Leserbrief

Herbert allein zu Hause

Bundespräsident Alexander Van der Bellen hat also nicht Herbert Kickl, sondern Karl Nehammer mit der Regierungsbildung beauftragt, damit die für Österreich wohl richtige Entscheidung getroffen und sehr schlüssig begründet. Mit Herbert Kickl will nämlich nicht nur niemand koalieren, er besitzt auch nicht das Format eines besonnenen Staatsmanns.
1. Kickl ist der erste und bisher einzige Minister, der vom Präsidenten entlassen wurde, hat sich durch die illegale BVT-Razzia selbst disqualifiziert und ein immenses Sicherheitsproblem für Österreich verursacht. Persönliche Rache am BVT, das im rechtsradikalen Milieu ermittelte, war ihm offenbar wichtiger als die Sicherheit unseres Landes, für die er als Innenminister die Verantwortung trug.
2. Ein Kanzler Kickl wäre daher ein enormes sicherheitspolitisches Risiko für Österreich. Verstärkt würde das vorhersehbare außen- und sicherheitspolitische Desaster durch die Sympathie Kickls und seiner FPÖ gegenüber dem Kriegstreiber Putin und anderen Autokraten, durch die Ablehnung von Sky Shield, durch das gestörte Verhältnis zur Europäischen Union sowie durch die mangelnde Bereitschaft, sich von Rechtsradikalen im In- und Ausland klar abzugrenzen.
3. Durch seine "Fahndungslisten" zeigt Herbert Kickl auch ein bedenkliches Demokratieverständnis und lässt dabei soziale Kompetenz ebenso vermissen wie durch sein Agieren nach der Entlassung als Innenminister. Diesbezüglich sei an die permanenten Beschimpfungen und Beleidigungen des Bundespräsidenten erinnert. Psychologisch interessant war Kickls Verhalten nach dem ersten Sondierungsgespräch mit Karl Nehammer. Er unterstellte dem Kanzler, dass er sich von den Wählern beleidigt fühlte, und riet ihm, "Hilfe von den vernünftigen Kräften in der ÖVP" anzunehmen. Es ist nicht besonders intelligent, eine andere Partei für eine Koalition mit der eigenen gewinnen zu wollen, deren Vorsitzenden aber massiv zu beleidigen. Die Argumente Nehammers waren schon aus dem Wahlkampf bekannt, änderten sich im Sondierungsgespräch nicht und wurden im Wesentlichen auch vom Bundespräsidenten beim Regierungsbildungsauftrag an Karl Nehammer genannt. Offenbar projiziert Herbert Kickl sein eigenes Denken und Verhalten auf andere.

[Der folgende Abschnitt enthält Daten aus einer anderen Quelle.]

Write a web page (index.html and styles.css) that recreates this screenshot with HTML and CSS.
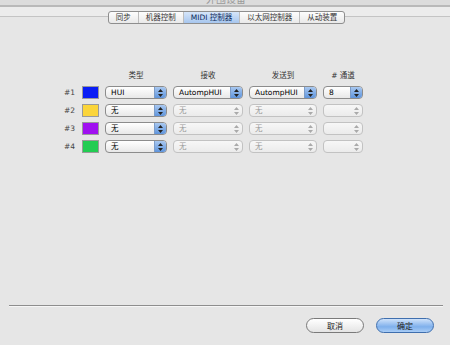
FILE: index.html
```html
<!DOCTYPE html>
<html lang="zh">
<head>
    <meta charset="UTF-8">
    <link rel="stylesheet" href="styles.css">
    <title>外围设备</title>
</head>
<body>
    <div class="window">
        <div class="title">外围设备</div>
        <div class="title-rule"></div>

        <!-- Tab strip -->
        <div class="tabbar">
            <div class="tabs">
                <span class="tab">同步</span>
                <span class="tab">机器控制</span>
                <span class="tab selected">MIDI 控制器</span>
                <span class="tab">以太网控制器</span>
                <span class="tab">从动装置</span>
            </div>
        </div>

        <div class="content">
            <div class="grid">
                <span></span>
                <span></span>
                <span class="head">类型</span>
                <span class="head">接收</span>
                <span class="head">发送到</span>
                <span class="head"># 通道</span>

                <span class="num">#1</span>
                <span class="swatch blue"></span>
                <div class="popup"><span class="val">HUI</span><span class="arrows"></span></div>
                <div class="popup"><span class="val">AutompHUI</span><span class="arrows"></span></div>
                <div class="popup"><span class="val">AutompHUI</span><span class="arrows"></span></div>
                <div class="popup"><span class="val">8</span><span class="arrows"></span></div>

                <span class="num">#2</span>
                <span class="swatch yellow"></span>
                <div class="popup"><span class="val">无</span><span class="arrows"></span></div>
                <div class="popup off"><span class="val">无</span><span class="arrows"></span></div>
                <div class="popup off"><span class="val">无</span><span class="arrows"></span></div>
                <div class="popup off"><span class="val"></span><span class="arrows"></span></div>

                <span class="num">#3</span>
                <span class="swatch purple"></span>
                <div class="popup"><span class="val">无</span><span class="arrows"></span></div>
                <div class="popup off"><span class="val">无</span><span class="arrows"></span></div>
                <div class="popup off"><span class="val">无</span><span class="arrows"></span></div>
                <div class="popup off"><span class="val"></span><span class="arrows"></span></div>

                <span class="num">#4</span>
                <span class="swatch green"></span>
                <div class="popup"><span class="val">无</span><span class="arrows"></span></div>
                <div class="popup off"><span class="val">无</span><span class="arrows"></span></div>
                <div class="popup off"><span class="val">无</span><span class="arrows"></span></div>
                <div class="popup off"><span class="val"></span><span class="arrows"></span></div>
            </div>
        </div>

        <div class="footer">
            <div class="separator"></div>
            <div class="buttons">
                <button class="btn">取消</button>
                <button class="btn default">确定</button>
            </div>
        </div>
    </div>
</body>
</html>
```

FILE: styles.css
```css
body {
  margin: 0;
  font-family: "DejaVu Sans", "Noto Sans CJK SC", sans-serif;
  font-size: 7.5px;
  color: #222;
  background-color: #e6e6e6;
}

.window {
  width: 450px;
  height: 345px;
  display: flex;
  flex-direction: column;
  overflow: hidden;
}

.title {
  height: 5px;
  overflow: hidden;
  background-color: #dcdcdc;
  color: #9a9a9a;
  text-align: center;
  font-size: 10px;
  line-height: 0px;
  padding-left: 2px;
}

.title-rule {
  height: 2px;
  background-color: #b9b9b9;
}

.tabbar {
  display: flex;
  justify-content: center;
  padding-top: 4px;
  padding-left: 3px;
  background: linear-gradient(#ececec 0 9px, #c4c4c4 9px 10px, #e6e6e6 10px);
}

.tabs {
  display: flex;
  height: 11px;
  border: 1px solid #8e8e8e;
  border-radius: 3px;
  background: linear-gradient(#fdfdfd, #e9e9e9);
  overflow: hidden;
}

.tab {
  padding: 0 7px;
  line-height: 11px;
  color: #333;
  border-left: 1px solid #bdbdbd;
}

.tab:first-child {
  border-left: none;
}

.tab.selected {
  background: linear-gradient(#d6e6fa, #a7c6ee);
  color: #0c2a5a;
}

.content {
  flex: 1;
}

.grid {
  display: grid;
  grid-template-columns: 16px 17px 62px 70px 68px 40px;
  grid-template-rows: 10px 13px 13px 13px 13px;
  column-gap: 6px;
  row-gap: 5px;
  margin: 47px 0 0 60px;
  align-items: center;
}

.head {
  text-align: center;
  color: #333;
  line-height: 10px;
}

.num {
  text-align: right;
  color: #444;
  padding-right: 1px;
}

.swatch {
  height: 11px;
  border: 1px solid #9a9a9a;
}

.blue { background-color: #0a1df5; }
.yellow { background-color: #fbd53a; }
.purple { background-color: #a010f0; }
.green { background-color: #22cc52; }

.popup {
  display: flex;
  height: 11px;
  border: 1px solid #8c8c8c;
  border-radius: 4px;
  background: linear-gradient(#ffffff, #e8e8e8);
  overflow: hidden;
}

.val {
  flex: 1;
  padding-left: 5px;
  line-height: 11px;
  color: #000;
  white-space: nowrap;
  overflow: hidden;
}

.arrows {
  width: 11px;
  border-left: 1px solid #7c9cc8;
  background:
    url("data:image/svg+xml,%3Csvg xmlns='http://www.w3.org/2000/svg' width='5' height='8'%3E%3Cpath d='M2.5 0L5 3H0z M2.5 8L5 5H0z' fill='%23222'/%3E%3C/svg%3E") center no-repeat,
    linear-gradient(#a9c8f0, #5f95dd);
}

.popup.off {
  border-color: #c2c2c2;
  background: linear-gradient(#f7f7f7, #ebebeb);
}

.popup.off .val {
  color: #999;
}

.popup.off .arrows {
  border-left: none;
  background:
    url("data:image/svg+xml,%3Csvg xmlns='http://www.w3.org/2000/svg' width='5' height='8'%3E%3Cpath d='M2.5 0L5 3H0z M2.5 8L5 5H0z' fill='%23aaa'/%3E%3C/svg%3E") center no-repeat;
}

.footer {
  height: 40px;
}

.separator {
  height: 1px;
  margin: 0 7px 0 9px;
  background-color: #8e8e8e;
  border-bottom: 1px solid #f6f6f6;
}

.buttons {
  display: flex;
  justify-content: flex-end;
  gap: 12px;
  margin-top: 11px;
  padding-right: 16px;
}

.btn {
  width: 58px;
  height: 15px;
  padding: 0;
  font-family: "Noto Sans CJK SC", sans-serif;
  font-size: 8px;
  line-height: 13px;
  color: #222;
  border: 1px solid #7a7a7a;
  border-radius: 8px;
  background: linear-gradient(#ffffff, #e4e4e4);
}

.btn.default {
  border-color: #3f6fae;
  background: linear-gradient(#cfe2fa, #7fb0ec 60%, #a9cdf6);
}
```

4. Kickl fehlt es auch an strategischer Kompetenz. Spätestens nach dem Rücktritt von Sebastian Kurz hätte er sich wohl um bessere Kontakte zur ÖVP bemühen können (so wie dies einige seiner Mitstreiter mit Vertretern der SPÖ in den Untersuchungsausschüssen getan haben). Doch ihm war die persönliche Revanche an der ÖVP nach dem Verlust seines Ministeramts wohl wichtiger als politischer Weitblick. Strategisch unklug war schließlich auch das provokante Geschenk an den Bundespräsidenten - eine gläserne Eule als Symbol der Weisheit - bei deren bislang letztem Gespräch.
Alexander Van der Bellen hat aber eine weise Entscheidung - allerdings wohl nicht im Sinne des Schenkenden - getroffen. Die FPÖ spricht daher nun von abgekartetem Spiel und inszeniert sich wieder einmal als Opfer des Systems (dem sie selbst inklusive ihrer Vorgängerorganisation allerdings auch seit einem Dreivierteljahrhundert angehört). Doch das Übergehen ihres Parteivorsitzenden beim Regierungsbildungsauftrag ist allein Herbert Kickls persönliche Schuld. Er erntet jetzt die Früchte seines bisherigen Agierens.